Droite et altière, la voix portant haut dans les frimas de novembre, la représentante de Vinci délivre son message devant un parterre convaincu : « Un jour, les arbres et légumes seront transformés en avions, en TGV, en autoroutes », prophétise-t-elle. Grognements d’assentiment dans l’assistance. Sur sa lancée, portée par le souffle de l’histoire en marche, la porte-parole s’enflamme, percutante et galvanisante : « Parce que ça, au moins, c’est utile. Les animaux seront relégués au musée et au laboratoire. Là où on pourra les conserver et les utiliser sans qu’ils ne gênent de trop. Et puis les places publiques, si tristes et sales, seront transformées en centres commerciaux, bien propres et rassurants. » Hourra !
En ce 22 novembre, Vinci lève le voile. On est à Rueil-Malmaison, devant l’imposant siège de la multinationale, et l’enthousiasme est à son comble. Les dirigeants de Vinci le savent, Xavier Huillard son PDG en tête, chaque nouveau méga-projet engrangé avec le soutien de l’État est synonyme de fric en pagaille1. Il faut donc les multiplier allégrement, ajouter toujours plus de béton au grand chantier mondial. Et le projet célébré ce jour-ci possède une dimension symbolique des plus balistiques : quoi de plus beau qu’un nouvel aéroport à deux pas du siège de la société ? Quoi de plus enivrant que d’arriver au boulot par la voie des airs ? Oui, comme à Notre-Dame-des-Landes, le bonheur des populations concernées est à son comble.
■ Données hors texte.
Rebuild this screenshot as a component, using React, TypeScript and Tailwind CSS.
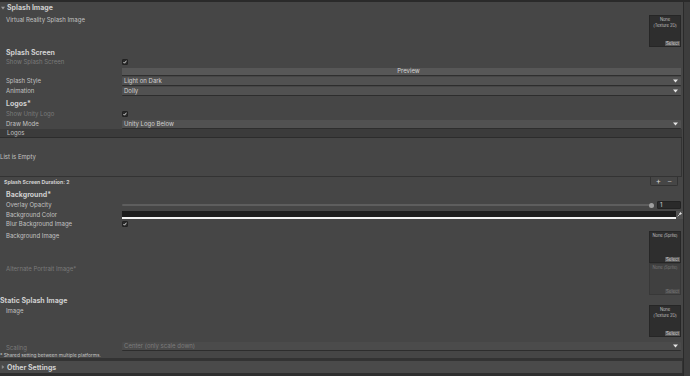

Et le chœur de chanteurs qui accompagne l’inauguration ne pourrait taper plus juste : « Du bitume, pas des légumes / Du béton, pas des oignons / Du pognon, pas des marrons ! » N’est-ce pas là ce que nous voulons tous ?
Alors quand la représentante de Vinci lance la salve finale – « On bétonnera tout... par amour du gris. Bienvenue dans le monde merveilleux de l’aéroport total » -, le public ne peut s’empêcher de reprendre en chœur : « Vive l’aéroport total ! »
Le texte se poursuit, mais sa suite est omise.